Le Prince, traité politique de Machiavel

De Principatibus : Cinq siècles d’une actualité guère démentie.

Mots clefs : | | |

Réf. : MACHIAVEL Nicolas. Le Prince, Traduit de l’italien par Gaspard d’Auvergne, Poitiers : Ed. Enguilbert de Marnef, 1553

Langues : italien

Type de document : 

Rarement traité politique aura inspiré autant de lectures et interprétations que Le Prince de Nicolas Machiavel, dont on célèbre cette année, le cinq centième anniversaire de parution.

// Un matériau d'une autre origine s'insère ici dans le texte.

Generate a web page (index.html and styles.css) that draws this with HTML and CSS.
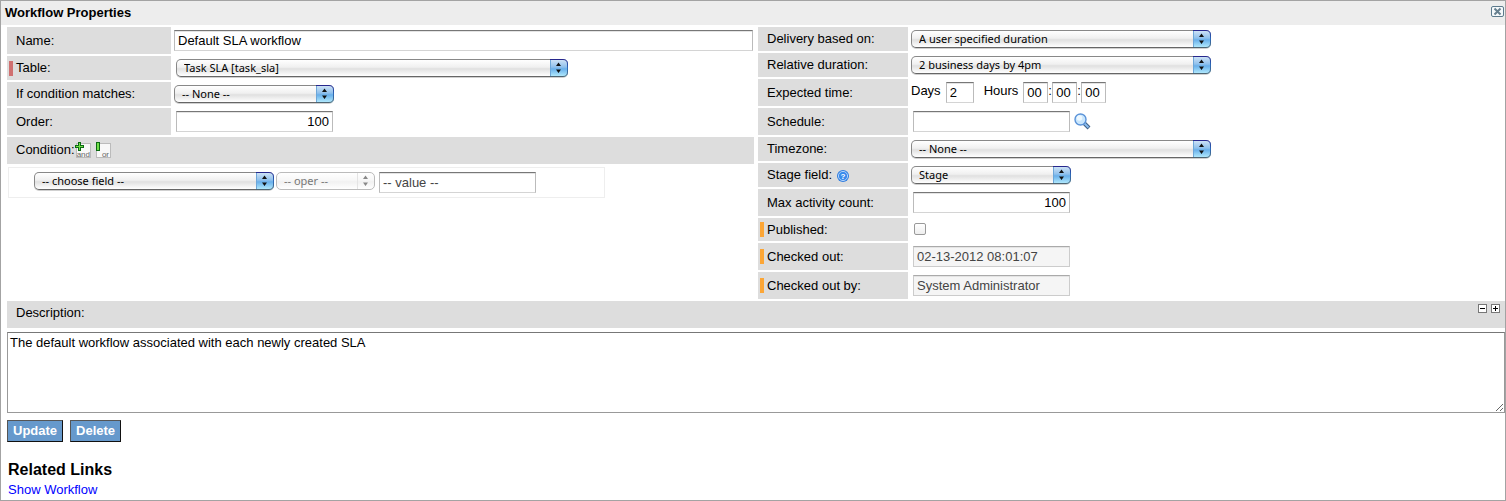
FILE: index.html
```html
<!DOCTYPE html>
<html lang="en">
<head>
<meta charset="utf-8">
<title>Workflow Properties</title>
<link rel="stylesheet" href="styles.css">
</head>
<body>
<svg class="symbols" aria-hidden="true">
  <defs>
    <linearGradient id="cap-fill" x1="0" y1="0" x2="0" y2="1">
      <stop offset="0" stop-color="#d5e6f7"/>
      <stop offset=".45" stop-color="#8fc0ec"/>
      <stop offset=".55" stop-color="#68afea"/>
      <stop offset="1" stop-color="#b9f0ff"/>
    </linearGradient>
    <linearGradient id="cap-edge" x1="0" y1="0" x2="0" y2="1">
      <stop offset="0" stop-color="#27278c"/>
      <stop offset=".5" stop-color="#2c6cba"/>
      <stop offset="1" stop-color="#4e6472"/>
    </linearGradient>
    <symbol id="cap" viewBox="0 0 18 18">
      <path d="M0 0H13Q18 0 18 5V13Q18 18 13 18H0Z" fill="url(#cap-fill)"/>
      <path d="M0 .5H13Q17.500 .5 17.500 5V13Q17.500 17.500 13 17.500H0" fill="none" stroke="url(#cap-edge)"/>
      <path d="M.5 1V17" stroke="#6da6d8"/>
      <path d="M6 7L8.500 3.500L11 7ZM6 10.500L8.500 14L11 10.500Z" fill="#111"/>
    </symbol>
    <symbol id="cap-off" viewBox="0 0 18 18">
      <path d="M.5 1V17" stroke="#e4e4e4"/>
      <path d="M6 7L8.500 3.500L11 7ZM6 10.500L8.500 14L11 10.500Z" fill="#888"/>
    </symbol>
  </defs>
</svg>
<main class="panel">
  <header class="titlebar">
    <h1 class="title">Workflow Properties</h1>
    <button class="icon-button close" type="button" aria-label="Close">
      <svg width="13" height="11" viewBox="0 0 13 11"><rect x=".5" y=".5" width="12" height="10" rx="1.500" fill="#f5f9fb" stroke="#5c7a8c"/><path d="M3.500 2.500L9.500 8.500M9.500 2.500L3.500 8.500" stroke="#667f8e" stroke-width="2"/></svg>
    </button>
  </header>
  <form class="form">
    <div class="columns">
      <div class="column">
        <div class="row tall">
          <label class="label" for="name">Name:</label>
          <div class="field"><input class="text grow" id="name" type="text" value="Default SLA workflow"></div>
        </div>
        <div class="row">
          <label class="label required" for="table">Table:</label>
          <div class="field inset"><span class="select extra"><select id="table"><option>Task SLA [task_sla]</option></select><svg class="cap"><use href="#cap"/></svg></span></div>
        </div>
        <div class="row">
          <label class="label" for="matches">If condition matches:</label>
          <div class="field"><span class="select small"><select id="matches"><option>-- None --</option></select><svg class="cap"><use href="#cap"/></svg></span></div>
        </div>
        <div class="row tall">
          <label class="label" for="order">Order:</label>
          <div class="field inset"><input class="text number" id="order" type="text" value="100"></div>
        </div>
        <div class="band">
          <span>Condition:</span>
          <button class="icon-button" type="button" aria-label="Add and condition">
            <svg width="16" height="16" viewBox="0 0 16 16"><rect x="1.500" y="1.500" width="14" height="14" fill="#f8f8f8" stroke="#bbb"/><text class="glyph" x="15" y="15">and</text><path d="M3 0H6V3H9V6H6V9H3V6H0V3H3Z" fill="#0b6b12"/><path d="M4 1H5V4H8V5H5V8H4V5H1V4H4Z" fill="#73df4a"/></svg>
          </button>
          <button class="icon-button" type="button" aria-label="Add or condition">
            <svg width="16" height="16" viewBox="0 0 16 16"><rect x="1.500" y="1.500" width="14" height="14" fill="#f8f8f8" stroke="#bbb"/><text class="glyph" x="14" y="15">or</text><path d="M1 0H5V9H1Z" fill="#0b6b12"/><path d="M2 1H4V8H2Z" fill="#73df4a"/></svg>
          </button>
        </div>
        <div class="condition">
          <span class="select medium"><select aria-label="Field"><option>-- choose field --</option></select><svg class="cap"><use href="#cap"/></svg></span>
          <span class="select tiny"><select aria-label="Operator" disabled><option>-- oper --</option></select><svg class="cap"><use href="#cap-off"/></svg></span>
          <input class="text muted" type="text" aria-label="Value" value="-- value --">
        </div>
      </div>
      <div class="column narrow">
        <div class="row">
          <label class="label" for="delivery">Delivery based on:</label>
          <div class="field"><span class="select wide"><select id="delivery"><option>A user specified duration</option></select><svg class="cap"><use href="#cap"/></svg></span></div>
        </div>
        <div class="row">
          <label class="label" for="relative">Relative duration:</label>
          <div class="field"><span class="select wide"><select id="relative"><option>2 business days by 4pm</option></select><svg class="cap"><use href="#cap"/></svg></span></div>
        </div>
        <div class="row tall">
          <span class="label">Expected time:</span>
          <div class="field time">
            <label class="days" for="days">Days</label><input class="text day" id="days" type="text" value="2">
            <label class="hours" for="hours">Hours</label><input class="text unit" id="hours" type="text" value="00"><span class="colon">:</span><input class="text unit" type="text" aria-label="Minutes" value="00"><span class="colon">:</span><input class="text unit" type="text" aria-label="Seconds" value="00">
          </div>
        </div>
        <div class="row tall">
          <label class="label" for="schedule">Schedule:</label>
          <div class="field inset"><input class="text" id="schedule" type="text">
            <button class="icon-button lookup" type="button" aria-label="Look up schedule">
              <svg width="17" height="17" viewBox="0 0 17 17"><path d="M10 10L15 15" stroke="#3d5f86" stroke-width="4"/><path d="M10 10L14.500 14.500" stroke="#8abcf0" stroke-width="2"/><circle cx="6.500" cy="6.500" r="5.500" fill="#c9e6fd" stroke="#5b93d8" stroke-width="1.400"/><circle cx="5.500" cy="5" r="2.800" fill="#edf8ff"/></svg>
            </button>
          </div>
        </div>
        <div class="row">
          <label class="label" for="timezone">Timezone:</label>
          <div class="field"><span class="select wide"><select id="timezone"><option>-- None --</option></select><svg class="cap"><use href="#cap"/></svg></span></div>
        </div>
        <div class="row">
          <div class="label"><label for="stage">Stage field:</label>
            <svg class="help" width="12" height="12" viewBox="0 0 12 12" role="img" aria-label="Help"><circle cx="6" cy="6" r="6" fill="#2f7de0"/><circle cx="6" cy="6" r="4.600" fill="#3a8bec" stroke="#cfe5ff" stroke-width=".8"/><text class="mark" x="6" y="9">?</text></svg>
          </div>
          <div class="field"><span class="select small"><select id="stage"><option>Stage</option></select><svg class="cap"><use href="#cap"/></svg></span></div>
        </div>
        <div class="row tall">
          <label class="label" for="max">Max activity count:</label>
          <div class="field inset"><input class="text number" id="max" type="text" value="100"></div>
        </div>
        <div class="row short">
          <label class="label tracked" for="published">Published:</label>
          <div class="field inset"><input class="check" id="published" type="checkbox"></div>
        </div>
        <div class="row tall">
          <label class="label tracked" for="checked-out">Checked out:</label>
          <div class="field inset"><input class="text locked" id="checked-out" type="text" readonly value="02-13-2012 08:01:07"></div>
        </div>
        <div class="row tall">
          <label class="label tracked" for="checked-by">Checked out by:</label>
          <div class="field inset"><input class="text locked" id="checked-by" type="text" readonly value="System Administrator"></div>
        </div>
      </div>
    </div>
    <div class="band description">
      <label for="description">Description:</label>
      <div class="sizers">
        <button class="icon-button" type="button" aria-label="Shrink"><svg width="9" height="9" viewBox="0 0 9 9"><rect x=".5" y=".5" width="8" height="8" fill="#fff" stroke="#777"/><path d="M2 4.500H7" stroke="#000"/></svg></button>
        <button class="icon-button" type="button" aria-label="Expand"><svg width="9" height="9" viewBox="0 0 9 9"><rect x=".5" y=".5" width="8" height="8" fill="#fff" stroke="#777"/><path d="M2 4.500H7M4.500 2V7" stroke="#000"/></svg></button>
      </div>
    </div>
    <textarea class="area" id="description" rows="5">The default workflow associated with each newly created SLA</textarea>
    <div class="actions">
      <button class="action" type="button">Update</button>
      <button class="action" type="button">Delete</button>
    </div>
  </form>
  <section class="related">
    <h2 class="subtitle">Related Links</h2>
    <a class="link" href="#">Show Workflow</a>
  </section>
</main>
</body>
</html>
```
FILE: styles.css
```css
* { box-sizing: border-box; }

body {
  margin: 0;
  background: #fff;
  color: #000;
  font: 13px/16px "Liberation Sans", Arial, sans-serif;
}

input, select, button, textarea {
  margin: 0;
  font: inherit;
  color: inherit;
}

.symbols { position: absolute; width: 0; height: 0; }

.panel {
  display: flex;
  flex-direction: column;
  min-height: 100vh;
  border: 1px solid #a3a3a3;
}

.titlebar {
  display: flex;
  align-items: center;
  justify-content: space-between;
  height: 24px;
  padding: 0 1px 0 4px;
  background: #ededed;
}

.title { margin: 0; font-size: 13px; }

.icon-button {
  display: flex;
  padding: 0;
  border: 0;
  background: none;
}

.close { margin-bottom: 3px; }

.glyph {
  fill: #666;
  font-size: 8px;
  text-anchor: end;
}

.mark {
  fill: #fff;
  font-size: 8px;
  font-weight: bold;
  text-anchor: middle;
}

.form { padding: 2px 0 0 6px; }

.columns {
  display: grid;
  grid-template-columns: 1fr 1fr;
  gap: 4px;
}

.column {
  display: flex;
  flex-direction: column;
  gap: 2px;
}

.row {
  display: grid;
  grid-template-columns: 164px 1fr;
  min-height: 24px;
}

.narrow .row { grid-template-columns: 150px 1fr; }
.row.tall { min-height: 27px; }
.row.short { min-height: 23px; }

.label {
  display: flex;
  align-items: center;
  gap: 5px;
  padding-left: 9px;
  background: #ddd;
}

.required, .tracked { gap: 3px; padding-left: 2px; }

.required::before, .tracked::before {
  content: "";
  width: 4px;
  height: 15px;
  background: #d07070;
}

.tracked::before { background: #fca636; }

.help { margin-top: 2px; }

.field {
  display: flex;
  align-items: center;
  padding: 0 1px 0 3px;
}

.field.inset { padding-left: 5px; }

.text {
  width: 157px;
  height: 21px;
  padding: 0 3px;
  border: 1px solid #bbb;
  border-top-color: #777;
  border-bottom-color: #d4d4d4;
  background: #fff;
  box-shadow: inset 0 1px #e4e4e4;
}

.text.grow { flex: 1; }
.text.number { text-align: right; }
.text.muted { color: #444; }

.text.locked {
  border-color: #ccc;
  border-top-color: #aaa;
  background: #f5f5f5;
  color: #444;
}

.time { align-items: flex-start; padding-top: 3px; line-height: 18px; }
.days { margin-right: 5px; }
.hours { margin: 0 5px 0 10px; }
.text.day { width: 28px; }
.text.unit { width: 25px; }
.colon { width: 4px; }

.lookup { margin-left: 4px; }

.select { position: relative; display: flex; height: 18px; }
.select.tiny { width: 99px; }
.select.small { width: 160px; }
.select.medium { width: 240px; }
.select.wide { width: 300px; }
.select.extra { width: 392px; }

.select select {
  appearance: none;
  width: 100%;
  height: 18px;
  padding: 0 20px 0 7px;
  border: 1px solid #888;
  border-bottom-color: #666;
  border-radius: 5px;
  background: linear-gradient(#fff, #f0f0f0 45%, #e0e0e0 55%, #fff);
  box-shadow: 0 1px #d0d0d0;
  font: 11px/14px "Noto Sans", "Open Sans", sans-serif;
}

.select select:disabled {
  border-color: #bbb;
  background: linear-gradient(#fff, #f7f7f7 45%, #f1f1f1 55%, #fff);
  box-shadow: none;
  color: #777;
  opacity: 1;
}

.cap {
  position: absolute;
  top: 0;
  right: 0;
  width: 18px;
  height: 18px;
  pointer-events: none;
}

.check {
  appearance: none;
  width: 12px;
  height: 12px;
  margin: 0 1px 2px;
  border: 1px solid #999;
  border-radius: 2px;
  background: linear-gradient(#fff, #eee);
}

.band {
  display: flex;
  align-items: center;
  gap: 4px;
  height: 27px;
  padding: 0 5px 2px 9px;
  background: #ddd;
}

.band span { margin-right: -4px; }

.condition {
  display: flex;
  align-items: flex-start;
  width: 597px;
  max-width: 100%;
  height: 31px;
  margin: 1px;
  padding: 4px 0 0 25px;
  border: 1px solid #eee;
}

.condition .tiny { margin: 0 4px 0 2px; }

.band.description {
  align-items: flex-start;
  justify-content: space-between;
  margin-top: 2px;
  padding-top: 3px;
}

.description label { line-height: 18px; }
.sizers { display: flex; gap: 4px; }

.area {
  display: block;
  width: 100%;
  height: 81px;
  margin-top: 4px;
  padding: 2px;
  border: 1px solid #999;
  border-top-color: #777;
  resize: vertical;
}

.actions { display: flex; gap: 7px; padding-top: 7px; }

.action {
  height: 22px;
  padding: 0 5px;
  border: 1px solid #111;
  border-top-color: #555;
  border-left-color: #555;
  background: #69c;
  color: #fff;
  font-weight: bold;
}

.related { padding: 18px 7px 0; }

.subtitle { margin: 0; font-size: 16px; line-height: 20px; }

.link { color: #00f; line-height: 20px; text-decoration: none; }
```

L’originalité et l’actualité de cet ouvrage tiennent tant à son contexte historique et sociopolitique de publication (la Renaissance en Italie), qu’au thème même qui y est grandement et gravement abordé : la conquête et la conservation du pouvoir politique.

Haut diplomate florentin maintes fois accrédité auprès de puissances étrangères, Machiavel fait l’exaltante - et très souvent pénible - expérience du pouvoir. Observateur avisé de son temps, il ne s’en réfère pas moins aux Anciens, inspirateurs de l’appréhension perspicace du pouvoir qu’il offre à découvrir : « Le soir venu, je rentre à la maison et j’entre dans mon cabinet […] Décemment habillé, j’entre dans les cours antiques des Hommes de l’Antiquité : là, aimablement accueilli par eux, je me nourris de l’aliment qui par excellence est le mien, et pour lequel je suis né. »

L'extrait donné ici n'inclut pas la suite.